Consumer Confidence Plummets In September

Compiled By Jill Jusko The Conference Board Inc.'s Consumer Confidence Index plummeted 16.4 points to 97.6 in September, recording its largest monthly drop since October 1990, when the index fell 23 points. The latest results were released Sept. 25. The ongoing erosion in confidence continues to be fueled by deteriorating labor market conditions and weakening business conditions, says the New York-based business membership and research group. The index is based on results from a monthly consumer confidence survey of 5,000 U.S. households. The index compares monthly results with 1985, when the average index stood at 100. While survey results conducted before and after the Sept. 11 terrorist attack differed slightly, there was no reversal in the downward trend of the index, the Conference Board said.
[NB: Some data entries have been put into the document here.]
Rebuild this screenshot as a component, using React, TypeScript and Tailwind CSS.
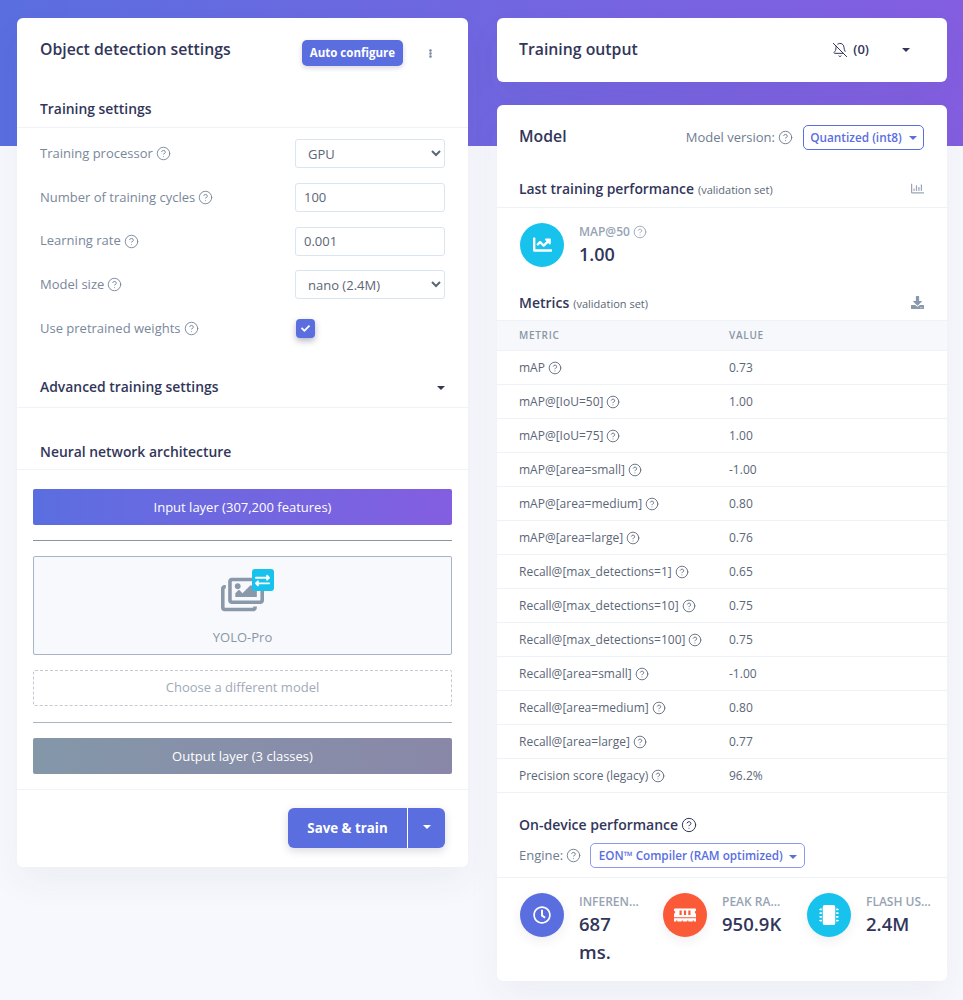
import { ReactNode } from "react";
import { BellOff, CircleHelp } from "lucide-react";
import {
  FaChartLine,
  FaCheck,
  FaDownload,
  FaEllipsisV,
  FaExchangeAlt,
  FaMemory,
  FaMicrochip,
  FaRegChartBar,
  FaRegClock,
  FaRegImages,
} from "react-icons/fa";

const metrics: [string, string][] = [
  ["mAP", "0.73"],
  ["mAP@[IoU=50]", "1.00"],
  ["mAP@[IoU=75]", "1.00"],
  ["mAP@[area=small]", "-1.00"],
  ["mAP@[area=medium]", "0.80"],
  ["mAP@[area=large]", "0.76"],
  ["Recall@[max_detections=1]", "0.65"],
  ["Recall@[max_detections=10]", "0.75"],
  ["Recall@[max_detections=100]", "0.75"],
  ["Recall@[area=small]", "-1.00"],
  ["Recall@[area=medium]", "0.80"],
  ["Recall@[area=large]", "0.77"],
  ["Precision score (legacy)", "96.2%"],
];

function Help({ size = 15 }: { size?: number }) {
  return <CircleHelp size={size} strokeWidth={1.5} className="ml-[3px] shrink-0" />;
}

function Caret({ className }: { className?: string }) {
  return <span className={`inline-block h-0 w-0 border-x-[4px] border-t-[4px] border-x-transparent border-t-current ${className ?? ""}`} />;
}

function Row({ label, children }: { label: string; children: ReactNode }) {
  return (
    <div className="flex h-[29px] items-center justify-between">
      <span className="flex items-center text-[13px] text-[#7a879b]">
        {label}
        <Help />
      </span>
      <div className="w-[150px]">{children}</div>
    </div>
  );
}

function SelectBox({ value }: { value: string }) {
  return (
    <select
      defaultValue={value}
      className="h-[29px] w-full rounded-[3px] border border-[#dbe5f0] bg-white pl-2 text-[13px] text-[#5b6677]"
    >
      <option>{value}</option>
    </select>
  );
}

function TextBox({ value }: { value: string }) {
  return (
    <input
      defaultValue={value}
      className="h-[29px] w-full rounded-[3px] border border-[#dbe5f0] bg-white px-2 text-[13px] text-[#5b6677]"
    />
  );
}

function Stat({
  color,
  icon,
  label,
  value,
  width,
}: {
  color: string;
  icon: ReactNode;
  label: string;
  value: string;
  width: string;
}) {
  return (
    <div className={`flex items-start ${width}`}>
      <div className={`flex size-[44px] shrink-0 items-center justify-center rounded-full text-white shadow-[0_4px_12px_rgba(50,50,93,0.08)] ${color}`}>
        {icon}
      </div>
      <div className="ml-[15px] min-w-0 flex-1">
        <div className="truncate text-[12px] leading-[18px] font-semibold text-[#97a3b4]">{label}</div>
        <div className="-mt-[1px] text-[18.5px] leading-[28px] font-semibold text-[#32365a]">{value}</div>
      </div>
    </div>
  );
}

export default function App() {
  return (
    <div className="min-h-[1000px] bg-[#f6f8fd] font-['Open_Sans',sans-serif]">
      <div className="h-[146px] bg-linear-to-r from-[#5a6ee0] to-[#835ee0]" />
      <div className="-mt-[146px] flex items-start gap-[29px] pt-[18px] pl-[17px]">
        {/* left column */}
        <div className="w-[451px] rounded-[6px] bg-white shadow-[0_15px_35px_rgba(50,50,93,0.05)]">
          <div className="flex h-[63px] items-start justify-between pt-[20px] pr-[33px] pl-[23px]">
            <h1 className="text-[15.8px] leading-[22px] font-semibold text-[#32365a]">Object detection settings</h1>
            <div className="mt-[2px] flex items-center">
              <button className="h-[26px] rounded-[5px] bg-[#5a6ee0] px-[8px] text-[11.5px] font-bold text-white shadow-[0_2px_5px_rgba(50,50,93,0.2)]">
                Auto configure
              </button>
              <FaEllipsisV size={9} className="ml-[23px] text-[#7a879b]" />
            </div>
          </div>
          <div className="border-b border-[#f0f3f8] px-[23px] pt-[18px] pb-[9px]">
            <h2 className="text-[13.9px] leading-[19px] font-semibold text-[#32365a]">Training settings</h2>
          </div>
          <div className="flex flex-col gap-[14.75px] pt-[11px] pr-[23px] pl-[23px]">
            <Row label="Training processor">
              <SelectBox value="GPU" />
            </Row>
            <Row label="Number of training cycles">
              <TextBox value="100" />
            </Row>
            <Row label="Learning rate">
              <TextBox value="0.001" />
            </Row>
            <Row label="Model size">
              <SelectBox value="nano (2.4M)" />
            </Row>
            <Row label="Use pretrained weights">
              <div className="ml-px flex size-[19px] items-center justify-center rounded-[4px] bg-[#5a6ee0] text-white shadow-[0_3px_6px_rgba(50,50,93,0.35)]">
                <FaCheck size={9} />
              </div>
            </Row>
          </div>
          <div className="mt-[34px] flex items-center justify-between border-b border-[#f0f3f8] pr-[23px] pb-[11px] pl-[23px]">
            <h2 className="text-[13.9px] leading-[19px] font-semibold text-[#32365a]">Advanced training settings</h2>
            <Caret className="mt-[3px] text-[#32365a]" />
          </div>
          <div className="border-b border-[#f0f3f8] px-[23px] pt-[34px] pb-[8px]">
            <h2 className="text-[13.9px] leading-[19px] font-semibold text-[#32365a]">Neural network architecture</h2>
          </div>
          <div className="flex flex-col px-[16px] pt-[19px] pb-[15px]">
            <div className="flex h-[36px] items-center justify-center rounded-[2px] bg-linear-to-r from-[#5a6ee0] to-[#835ee0] pt-px text-[13px] text-white">
              Input layer (307,200 features)
            </div>
            <div className="my-[15px] h-px bg-[#8a94a6]" />
            <div className="flex h-[99px] flex-col items-center rounded-[2px] border border-[#a9b5c4] bg-[#f7f9fc]">
              <div className="relative mt-[18px] ml-[8px] h-[38px] w-[52px]">
                <FaRegImages size={43} className="absolute -top-[2px] left-0 text-[#8a99aa]" />
                <div className="absolute -top-[6px] right-[-1px] flex size-[22px] items-center justify-center rounded-[3px] bg-[#17c3ec] text-white">
                  <FaExchangeAlt size={15} />
                </div>
              </div>
              <span className="mt-[15px] text-[13px] text-[#8a96a6]">YOLO-Pro</span>
            </div>
            <div className="mt-[15px] flex h-[36px] items-center justify-center rounded-[2px] border border-dashed border-[#c3cad4] text-[13px] text-[#a0aab8]">
              Choose a different model
            </div>
            <div className="mt-[16px] mb-[15px] h-px bg-[#aab6bc]" />
            <div className="flex h-[36px] items-center justify-center rounded-[2px] bg-linear-to-r from-[#8497a9] to-[#8987a8] pt-px text-[13px] text-white">
              Output layer (3 classes)
            </div>
          </div>
          <div className="flex justify-end border-t border-[#f0f3f8] pt-[18px] pr-[23px] pb-[19px]">
            <div className="flex h-[40px] overflow-hidden rounded-[6px] bg-[#5a6ee0] text-white shadow-[0_3px_8px_rgba(50,50,93,0.18)]">
              <span className="flex w-[120px] items-center justify-center border-r border-white pt-px text-[13.3px] font-bold">Save &amp; train</span>
              <span className="flex w-[37px] items-center justify-center pb-[2px]">
                <Caret />
              </span>
            </div>
          </div>
        </div>

        {/* right column */}
        <div className="flex w-[450px] flex-col gap-[23px]">
          <div className="flex h-[64px] items-center rounded-[6px] bg-white pr-[37px] pl-[22px] shadow-[0_15px_35px_rgba(50,50,93,0.05)]">
            <h1 className="flex-1 text-[15.8px] font-semibold text-[#32365a]">Training output</h1>
            <BellOff size={16} strokeWidth={1.5} className="text-[#32365a]" />
            <span className="ml-[5px] text-[13px] font-semibold text-[#32365a]">(0)</span>
            <Caret className="ml-[33px] text-[#32365a]" />
          </div>

          <div className="rounded-[6px] bg-white shadow-[0_15px_35px_rgba(50,50,93,0.05)]">
            <div className="flex items-center justify-between pt-[20px] pr-[23px] pl-[22px]">
              <h1 className="-mt-[2px] text-[15.8px] font-semibold text-[#32365a]">Model</h1>
              <div className="flex items-center">
                <span className="text-[13px] text-[#6f7c90]">Model version:</span>
                <span className="text-[#6f7c90]">
                  <Help />
                </span>
                <button className="ml-[10px] flex h-[25px] w-[121px] items-center justify-center rounded-[5px] border border-[#5a6ee0] text-[11.8px] font-semibold text-[#5a6ee0]">
                  Quantized (int8)
                  <Caret className="ml-[7px]" />
                </button>
              </div>
            </div>

            <div className="mt-[29px] flex items-center justify-between border-b border-[#eef1f6] pr-[23px] pb-[8px] pl-[22px]">
              <div className="flex items-baseline">
                <h2 className="text-[13.9px] leading-[19px] font-semibold text-[#32365a]">Last training performance</h2>
                <span className="ml-[4px] text-[11px] text-[#5b6677]">(validation set)</span>
              </div>
              <FaRegChartBar size={13} className="text-[#9aa6b6]" />
            </div>

            <div className="flex items-start pt-[15px] pl-[23px]">
              <div className="flex size-[44px] items-center justify-center rounded-full bg-[#17c3ec] text-white">
                <FaChartLine size={19} />
              </div>
              <div className="ml-[15px]">
                <div className="flex items-center text-[12px] leading-[18px] font-semibold text-[#97a3b4]">
                  MAP@50
                  <Help size={14} />
                </div>
                <div className="-mt-[1px] text-[18px] leading-[28px] font-semibold text-[#32365a]">1.00</div>
              </div>
            </div>

            <div className="mt-[25px] flex items-center justify-between pr-[23px] pl-[22px]">
              <div className="flex items-baseline">
                <h2 className="text-[14px] leading-[19px] font-semibold text-[#32365a]">Metrics</h2>
                <span className="ml-[4px] text-[11px] text-[#5b6677]">(validation set)</span>
              </div>
              <FaDownload size={13} className="text-[#8a99aa]" />
            </div>

            <div className="mt-[8px] grid h-[31px] grid-cols-[210px_1fr] items-center border-y border-[#eef1f6] bg-[#f6f8fb] pb-px pl-[22px] text-[10px] font-semibold tracking-[0.07em] text-[#8a96a6]">
              <span>METRIC</span>
              <span>VALUE</span>
            </div>
            {metrics.map(([name, value]) => (
              <div key={name} className="grid h-[34px] grid-cols-[210px_1fr] items-center border-b border-[#eef1f6] pl-[22px] text-[12px] text-[#5b6677]">
                <span className="flex items-center">
                  {name}
                  <Help size={14} />
                </span>
                <span>{value}</span>
              </div>
            ))}

            <div className="mt-[22px] flex items-center pl-[22px] text-[14px] leading-[20px] font-semibold text-[#32365a]">
              On-device performance
              <Help size={16} />
            </div>
            <div className="mt-[8px] flex items-center border-b border-[#eef1f6] pb-[9px] pl-[22px]">
              <span className="text-[13px] text-[#6f7c90]">Engine:</span>
              <span className="text-[#6f7c90]">
                <Help />
              </span>
              <button className="ml-[9px] flex h-[25px] w-[215px] items-center justify-center rounded-[5px] border border-[#8e9bea] text-[11.7px] font-semibold text-[#5a6ee0]">
                EON™ Compiler (RAM optimized)
                <Caret className="mt-[2px] ml-[6px]" />
              </button>
            </div>
            <div className="flex items-start gap-[22px] pt-[15px] pb-[15px] pl-[23px]">
              <Stat width="w-[121px]" color="bg-[#5a6ee0]" icon={<FaRegClock size={18} />} label="INFERENCING TIME" value="687 ms." />
              <Stat width="w-[122px]" color="bg-[#fa5a37]" icon={<FaMemory size={22} />} label="PEAK RAM USAGE" value="950.9K" />
              <Stat width="w-[125px]" color="bg-[#17c3ec]" icon={<FaMicrochip size={20} />} label="FLASH USAGE" value="2.4M" />
            </div>
          </div>
        </div>
      </div>
    </div>
  );
}
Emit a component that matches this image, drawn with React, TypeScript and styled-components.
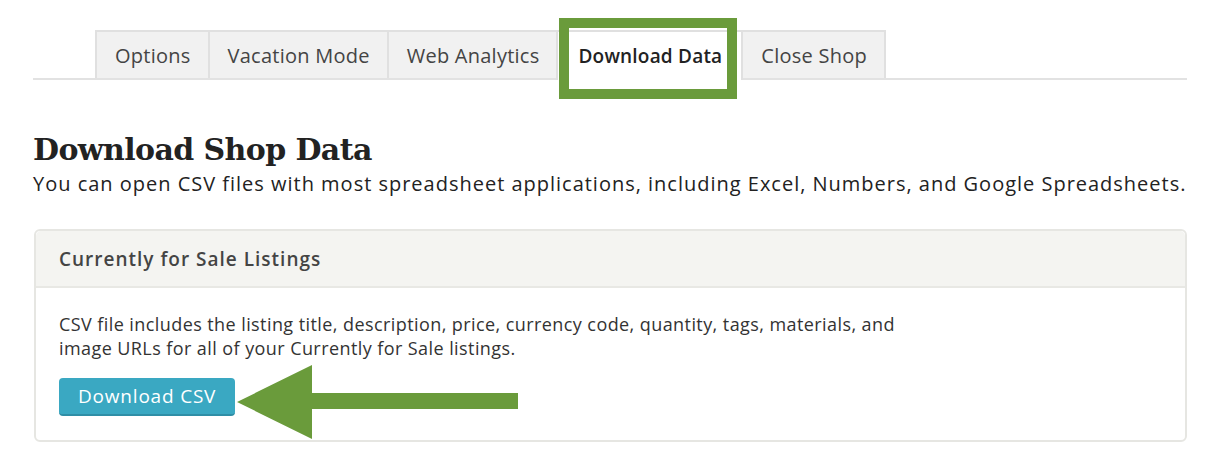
import React from "react";
import styled, { createGlobalStyle, css } from "styled-components";

const GlobalStyle = createGlobalStyle`
  html, body {
    margin: 0;
    padding: 0;
    background: #ffffff;
  }
  body {
    font-family: "Open Sans", "Noto Sans", Arial, sans-serif;
    color: #222222;
  }
`;

const Page = styled.div`
  width: 1154px;
  padding: 30px 0 0 33px;
`;

const TabBar = styled.nav`
  display: flex;
  padding-left: 62px;
  border-bottom: 2px solid #e2e2e2;
  height: 48px;
`;

const Tab = styled.div<{ $active?: boolean }>`
  position: relative;
  display: flex;
  align-items: center;
  padding: 0 17px 0 18px;
  height: 48px;
  box-sizing: border-box;
  background: #f1f1f1;
  border: 2px solid #e0e0e0;
  border-bottom: none;
  margin-left: -2px;
  font-size: 20px;
  letter-spacing: 0.25px;
  color: #444444;
  white-space: nowrap;
  &:first-child {
    margin-left: 0;
  }
  ${(p) =>
    p.$active &&
    css`
      background: #ffffff;
      height: 50px;
      padding: 0 19px 0 20px;
      font-size: 19px;
      font-weight: 600;
      letter-spacing: 0.2px;
      color: #222222;
      z-index: 1;
    `}
`;

const Highlight = styled.span`
  position: absolute;
  left: 1px;
  top: -14px;
  width: 178px;
  height: 81px;
  box-sizing: border-box;
  border: 10px solid #6a9b3b;
  pointer-events: none;
`;

const Heading = styled.h1`
  margin: 52px 0 0;
  font-family: "DejaVu Serif", serif;
  font-weight: 700;
  font-size: 30px;
  line-height: 36px;
  letter-spacing: -0.6px;
  color: #222222;
`;

const Lead = styled.p`
  margin: 2px 0 0;
  font-size: 20px;
  line-height: 28px;
  letter-spacing: 0.99px;
  white-space: nowrap;
  color: #222222;
`;

const Card = styled.section`
  margin-top: 31px;
  margin-left: 1px;
  border: 2px solid #e6e6e2;
  border-radius: 6px;
`;

const CardHeader = styled.header`
  height: 55px;
  display: flex;
  align-items: center;
  padding: 0 23px;
  background: #f4f4f1;
  border-bottom: 2px solid #e8e8e4;
  border-radius: 5px 5px 0 0;
  font-size: 19px;
  font-weight: 600;
  letter-spacing: 1px;
  color: #444444;
`;

const CardBody = styled.div`
  padding: 24px 23px 24px;
`;

const BodyText = styled.p`
  margin: 0;
  width: 870px;
  font-size: 18px;
  line-height: 24px;
  letter-spacing: 0.42px;
  color: #333333;
`;

const ActionRow = styled.div`
  position: relative;
  display: flex;
  margin-top: 18px;
`;

const Button = styled.button`
  height: 38px;
  padding: 0 19px;
  border: none;
  border-bottom: 2px solid #2f8ea6;
  border-radius: 4px;
  background: #3aa8c2;
  color: #ffffff;
  font-family: "Open Sans", "Noto Sans", Arial, sans-serif;
  font-size: 19px;
  letter-spacing: 0.8px;
  cursor: pointer;
`;

const Pointer = styled.svg`
  position: absolute;
  left: 178px;
  top: -13px;
  width: 281px;
  height: 74px;
  pointer-events: none;
`;

const tabs = ["Options", "Vacation Mode", "Web Analytics", "Download Data", "Close Shop"];

export default function App() {
  return (
    <>
      <GlobalStyle />
      <Page>
        <TabBar>
          {tabs.map((t) => (
            <Tab key={t} $active={t === "Download Data"}>
              {t}
              {t === "Download Data" && <Highlight />}
            </Tab>
          ))}
        </TabBar>
        <Heading>Download Shop Data</Heading>
        <Lead>
          You can open CSV files with most spreadsheet applications, including Excel, Numbers, and Google Spreadsheets.
        </Lead>
        <Card>
          <CardHeader>Currently for Sale Listings</CardHeader>
          <CardBody>
            <BodyText>
              CSV file includes the listing title, description, price, currency code, quantity, tags, materials, and
              image URLs for all of your Currently for Sale listings.
            </BodyText>
            <ActionRow>
              <Button>Download CSV</Button>
              <Pointer viewBox="0 0 281 74">
                <polygon points="0,37 75,0 75,28 281,28 281,44 75,44 75,74" fill="#6a9b3b" />
              </Pointer>
            </ActionRow>
          </CardBody>
        </Card>
      </Page>
    </>
  );
}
Consumers rating business conditions as favorable fell from 27.7% to 22.0%, while the percentage of consumers claiming jobs were "hard to get" increased from 16% to 18.5%. Additionally, the percentage of consumers anticipating worsening business conditions increased from 10.7% to 15.0%. "As the economic ramifications of Sept. 11 continue to reverberate in the coming weeks and months, and the number of layoffs continue to rise, the economy faces tougher times ahead," says Lynn Franco, director of the Conference Board's Consumer Research Center. "While consumers have managed to keep the U.S. out of a recession for several years now, that soon may no longer be the case."